YOUR GOAL
Locate each line below that includes "components" and reproduce it.

(Extracted records)
/---
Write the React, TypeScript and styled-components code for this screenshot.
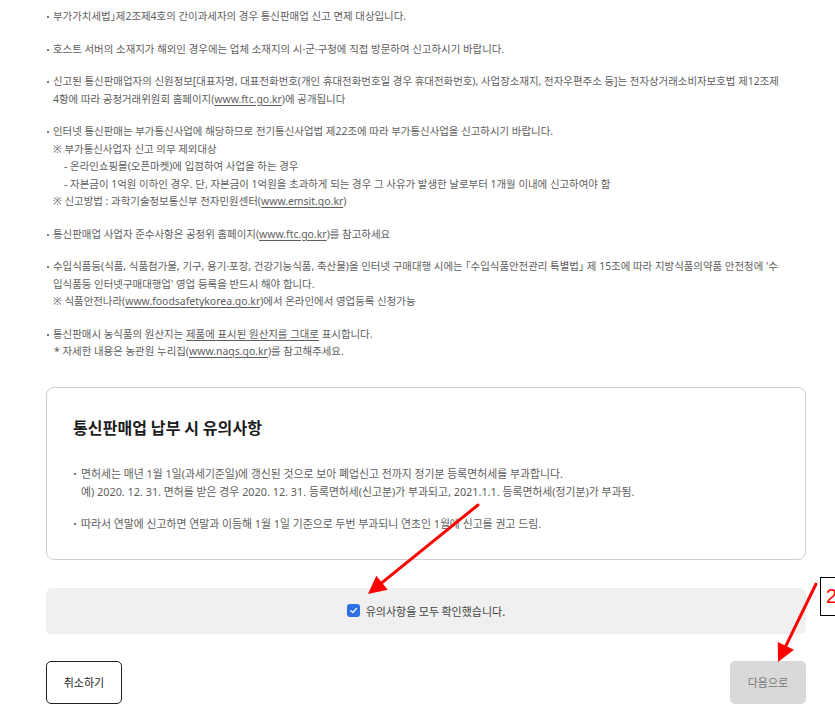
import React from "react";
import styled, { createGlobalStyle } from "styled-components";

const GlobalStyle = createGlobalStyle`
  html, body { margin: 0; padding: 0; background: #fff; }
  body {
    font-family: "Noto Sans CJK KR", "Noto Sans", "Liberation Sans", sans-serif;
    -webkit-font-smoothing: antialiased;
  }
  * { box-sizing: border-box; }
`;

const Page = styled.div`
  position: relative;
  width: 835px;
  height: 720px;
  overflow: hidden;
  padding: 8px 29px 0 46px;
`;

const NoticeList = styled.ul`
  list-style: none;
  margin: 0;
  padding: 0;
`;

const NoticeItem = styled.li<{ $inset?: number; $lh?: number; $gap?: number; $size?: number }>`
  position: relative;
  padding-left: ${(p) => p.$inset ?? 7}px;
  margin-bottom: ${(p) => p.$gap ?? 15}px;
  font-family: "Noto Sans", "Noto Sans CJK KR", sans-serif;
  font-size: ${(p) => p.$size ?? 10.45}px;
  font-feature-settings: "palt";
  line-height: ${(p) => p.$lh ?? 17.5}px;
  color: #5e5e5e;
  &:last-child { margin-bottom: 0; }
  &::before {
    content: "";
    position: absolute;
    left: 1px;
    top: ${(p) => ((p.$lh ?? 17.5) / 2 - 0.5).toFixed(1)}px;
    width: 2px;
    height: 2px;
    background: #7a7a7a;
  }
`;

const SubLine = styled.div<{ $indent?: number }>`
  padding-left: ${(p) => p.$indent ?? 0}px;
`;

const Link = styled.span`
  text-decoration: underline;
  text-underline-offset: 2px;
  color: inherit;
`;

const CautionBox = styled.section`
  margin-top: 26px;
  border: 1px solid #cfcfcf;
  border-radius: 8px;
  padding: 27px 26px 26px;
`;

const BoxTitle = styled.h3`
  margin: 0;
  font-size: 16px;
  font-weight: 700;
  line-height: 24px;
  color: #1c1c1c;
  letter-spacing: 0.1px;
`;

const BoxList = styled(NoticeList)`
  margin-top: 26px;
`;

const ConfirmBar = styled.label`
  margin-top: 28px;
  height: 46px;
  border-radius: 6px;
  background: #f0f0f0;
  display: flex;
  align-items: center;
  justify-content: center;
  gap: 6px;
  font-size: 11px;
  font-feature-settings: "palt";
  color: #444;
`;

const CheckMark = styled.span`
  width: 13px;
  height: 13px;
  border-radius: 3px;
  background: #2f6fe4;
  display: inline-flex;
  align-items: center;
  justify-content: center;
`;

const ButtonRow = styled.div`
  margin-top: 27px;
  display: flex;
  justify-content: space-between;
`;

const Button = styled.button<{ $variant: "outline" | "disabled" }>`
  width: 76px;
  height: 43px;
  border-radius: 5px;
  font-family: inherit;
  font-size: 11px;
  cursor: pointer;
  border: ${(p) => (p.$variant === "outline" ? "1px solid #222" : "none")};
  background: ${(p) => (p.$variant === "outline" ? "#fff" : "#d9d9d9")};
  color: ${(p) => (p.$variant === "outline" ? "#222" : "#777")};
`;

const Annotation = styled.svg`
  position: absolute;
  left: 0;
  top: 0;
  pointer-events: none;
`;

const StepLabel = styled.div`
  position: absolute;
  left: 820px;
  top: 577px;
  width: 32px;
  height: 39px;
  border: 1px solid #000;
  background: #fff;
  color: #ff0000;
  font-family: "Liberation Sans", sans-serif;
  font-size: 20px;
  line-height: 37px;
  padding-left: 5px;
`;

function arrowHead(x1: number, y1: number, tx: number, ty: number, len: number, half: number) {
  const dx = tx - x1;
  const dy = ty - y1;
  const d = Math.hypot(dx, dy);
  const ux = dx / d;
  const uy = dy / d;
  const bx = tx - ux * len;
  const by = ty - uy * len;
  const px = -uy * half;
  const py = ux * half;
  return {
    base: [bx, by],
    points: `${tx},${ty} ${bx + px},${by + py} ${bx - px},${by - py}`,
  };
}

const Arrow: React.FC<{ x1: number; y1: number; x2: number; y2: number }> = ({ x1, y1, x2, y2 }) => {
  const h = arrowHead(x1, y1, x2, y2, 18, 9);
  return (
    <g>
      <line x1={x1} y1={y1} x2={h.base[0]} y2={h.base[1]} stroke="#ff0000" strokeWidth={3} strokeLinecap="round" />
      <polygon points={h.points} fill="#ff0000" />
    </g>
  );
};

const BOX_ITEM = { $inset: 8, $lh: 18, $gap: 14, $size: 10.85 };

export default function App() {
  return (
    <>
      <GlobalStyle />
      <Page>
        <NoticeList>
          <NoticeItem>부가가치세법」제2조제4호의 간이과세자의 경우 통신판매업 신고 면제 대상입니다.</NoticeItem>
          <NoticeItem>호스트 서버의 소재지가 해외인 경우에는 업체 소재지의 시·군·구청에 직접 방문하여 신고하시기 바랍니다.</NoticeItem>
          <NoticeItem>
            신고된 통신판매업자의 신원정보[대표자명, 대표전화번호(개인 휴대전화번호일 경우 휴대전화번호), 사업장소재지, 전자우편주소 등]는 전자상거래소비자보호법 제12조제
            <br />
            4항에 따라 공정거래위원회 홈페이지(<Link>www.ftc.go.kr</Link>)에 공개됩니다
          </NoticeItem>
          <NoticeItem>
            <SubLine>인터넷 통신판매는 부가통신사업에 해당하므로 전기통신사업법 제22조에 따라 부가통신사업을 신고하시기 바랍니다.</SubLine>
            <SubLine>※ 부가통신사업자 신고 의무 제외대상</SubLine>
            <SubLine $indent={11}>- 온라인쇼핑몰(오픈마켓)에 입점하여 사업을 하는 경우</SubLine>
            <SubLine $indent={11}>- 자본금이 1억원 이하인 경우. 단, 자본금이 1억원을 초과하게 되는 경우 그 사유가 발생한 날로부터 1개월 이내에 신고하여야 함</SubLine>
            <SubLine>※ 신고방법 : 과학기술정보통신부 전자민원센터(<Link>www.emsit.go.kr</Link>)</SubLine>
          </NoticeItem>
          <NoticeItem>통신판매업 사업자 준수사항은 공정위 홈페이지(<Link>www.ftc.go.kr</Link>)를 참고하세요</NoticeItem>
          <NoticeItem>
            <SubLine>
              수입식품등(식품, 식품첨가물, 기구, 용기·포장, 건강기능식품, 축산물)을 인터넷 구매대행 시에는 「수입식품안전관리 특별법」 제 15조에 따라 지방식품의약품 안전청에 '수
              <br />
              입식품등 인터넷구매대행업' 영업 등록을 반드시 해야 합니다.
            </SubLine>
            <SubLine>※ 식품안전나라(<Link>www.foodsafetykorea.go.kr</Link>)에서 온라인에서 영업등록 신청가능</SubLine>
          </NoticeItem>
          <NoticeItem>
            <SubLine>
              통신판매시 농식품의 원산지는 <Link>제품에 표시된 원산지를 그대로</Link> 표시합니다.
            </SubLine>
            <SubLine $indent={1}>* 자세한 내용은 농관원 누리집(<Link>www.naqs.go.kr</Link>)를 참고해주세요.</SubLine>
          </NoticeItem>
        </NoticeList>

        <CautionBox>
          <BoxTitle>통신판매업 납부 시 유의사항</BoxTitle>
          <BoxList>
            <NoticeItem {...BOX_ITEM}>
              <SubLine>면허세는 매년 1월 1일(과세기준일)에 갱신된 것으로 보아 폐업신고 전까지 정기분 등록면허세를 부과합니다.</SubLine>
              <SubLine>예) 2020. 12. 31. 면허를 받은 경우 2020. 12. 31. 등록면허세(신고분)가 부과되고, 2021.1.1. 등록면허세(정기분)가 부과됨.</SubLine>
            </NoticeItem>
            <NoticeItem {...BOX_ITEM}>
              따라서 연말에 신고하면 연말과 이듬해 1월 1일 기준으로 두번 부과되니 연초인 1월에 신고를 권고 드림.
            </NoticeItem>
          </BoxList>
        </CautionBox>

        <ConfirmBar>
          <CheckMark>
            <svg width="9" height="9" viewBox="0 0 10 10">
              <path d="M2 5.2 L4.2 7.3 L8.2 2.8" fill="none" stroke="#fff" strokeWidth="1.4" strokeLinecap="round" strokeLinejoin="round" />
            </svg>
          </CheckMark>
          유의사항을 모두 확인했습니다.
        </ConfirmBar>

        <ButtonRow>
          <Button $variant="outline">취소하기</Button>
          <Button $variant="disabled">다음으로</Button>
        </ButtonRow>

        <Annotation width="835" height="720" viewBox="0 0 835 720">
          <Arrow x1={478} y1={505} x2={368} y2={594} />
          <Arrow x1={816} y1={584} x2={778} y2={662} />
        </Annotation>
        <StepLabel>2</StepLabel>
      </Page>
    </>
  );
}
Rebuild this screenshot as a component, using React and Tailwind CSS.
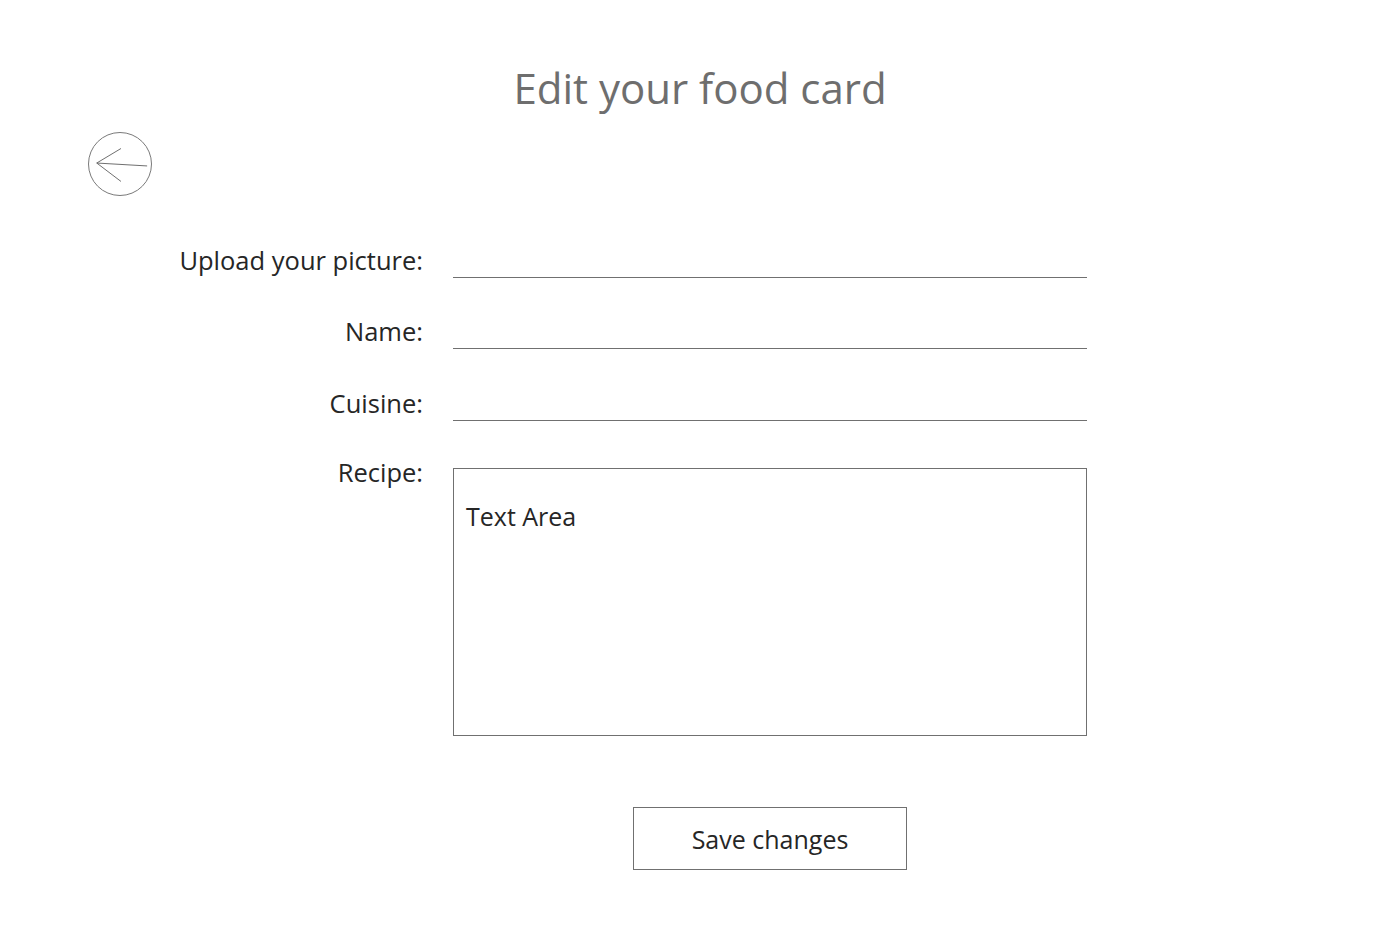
\---
TASK RESULT
Write the React, TypeScript and styled-components code for this screenshot.
import styled, { createGlobalStyle } from "styled-components";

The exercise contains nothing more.